A citrus-heavy room feels sharper, more functional, almost like it is always in daytime mode. Introduce woods or resins, and the same space begins to feel slower, more grounded—better suited for evenings or long conversations. Florals can soften, but depending on how they are blended, they can just as easily feel powdery or overly decorative.
This is where more considered fragrance brands have shifted the conversation. Instead of obvious, single-note scents, there is now a preference for blends that feel harder to place. Less “this smells like lavender,” and more “this feels calm, but I cannot quite explain why.”
It’s why Aesop, along with houses like Diptyque and Byredo, has leaned into this ambiguity—creating scents that unfold slowly and resist easy categorization.
That complexity is what makes a space feel intentional rather than styled. Using just one scent in a room can feel straightforward, but it often falls flat. It sits on top of everything else, noticeable at first, then easy to ignore. The space smells fine, but it does not change much.
Layering gives it more depth. Instead of relying on one source, you build it up. Something that stays in the background, something that comes through at certain times, and something you use when you want to shift things quickly.
Start with something steady
Diffusers and oil burners usually do the quiet work. They release scent slowly, keeping a room from ever feeling empty. After a while, you stop noticing them directly, but you notice when they are gone. The space feels a little flatter, a little less settled.
Most of the better ones avoid anything too strong. They lean toward softer combinations: woods, light citrus, herbs—things that do not compete with the space. Jo Malone London is known for this kind of balance, with blends that feel clean without being sharp, and present without taking over the room.

They work best in places you pass through often, like an entryway or beside the bed, where the scent can build quietly in the background.
Bring in candles when it matters
Candles change a room in a way that feels immediate. It is not just the scent, but the light. Once lit, the space feels softer, a little more relaxed. The fragrance builds slowly, but it is more noticeable than a diffuser.
The ’Replica’ Jazz Club Scented Candle from Maison Margiela carries warm, slightly smoky notes with hints of rum and tobacco. It is the kind of scent that works best in the evening, when the room is quieter and the lighting is low. It does not feel clean or bright. It feels settled.

That is what makes candles different. They are not meant to run all day. They are used when you want the room to feel a certain way, more contained, more grounded, a little slower.
They are less about keeping a space consistent, and more about changing it when you need to.
Use incense to reset the space
Incense is more intentional. You light it, let it burn, and for a short time, it fills the room more fully than anything else. It can clear out lingering smells, or shift the mood of a room without needing to stay on all day.
It is often used at the end of the day, or when you want a clear break between one part of your routine and the next—almost ritualistic in nature.
Options like Murasaki, Kagerou, and Sarashina from Aesop take a more modern approach to incense, moving away from the heavier, more traditional profiles.

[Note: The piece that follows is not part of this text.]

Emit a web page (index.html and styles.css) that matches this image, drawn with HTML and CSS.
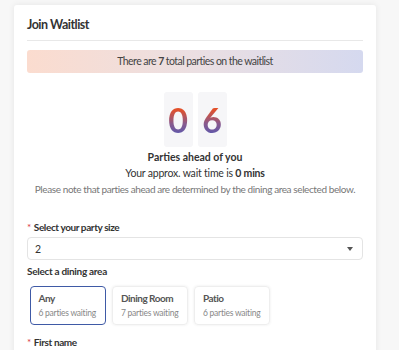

Instead of dense, smoky scents that linger too strongly, these feel more controlled. The burn is cleaner, and the scent stays closer to the space rather than taking over it.
Murasaki introduces spice through hinoki, cinnamon, and clove. Kagerou is drier, built around vetiver and sandalwood. Sarashina stays closer to sandalwood, with a warmer edge. The result is something easier to use regularly. It does not overwhelm the room or compete with other scents already in place.

Make small adjustments when needed
Room sprays are the quickest way to reset a space. They work fast and do not last too long, which is exactly the point. A few sprays can lift a room, tone something down, or bring everything back into balance without committing to a scent that lingers for hours.
Loewe’s Tomato Leaves Room Spray leans green and slightly earthy, closer to crushed stems and garden air than anything overly floral. It cuts through heaviness and clears the space without making it feel sterile.

On the other end, Byredo’s Coin Laundry takes a cleaner approach. It feels fresh but not sharp, more like fabric and air than anything overly “soapy.” It works well when a space needs to feel lighter without losing warmth.
Used lightly, sprays like these adjust a room without taking over. They sit on top of what is already there, just enough to bring everything back into focus.

When it all comes together
Layering does not mean using everything at once. It works best when the scents stay within the same direction, so they do not compete with each other.
If one is too sharp and another too heavy, they pull focus in different ways. When they are closer in tone, woods with woods, greens with citrus, they settle into the space more naturally.
The goal is not to make a room smell strong. It is to make it feel right. You do not always notice scent immediately, and that is often the point. It sits in the background, shaping how the room is experienced without asking for attention. You register it in how easily you settle in, how long you stay.
Over time, scent becomes part of the space itself. It lingers in a way that feels familiar, something you associate with being there without needing to think about it.
Once it settles in, it no longer feels like something added at the end. It feels like the room has come into its own.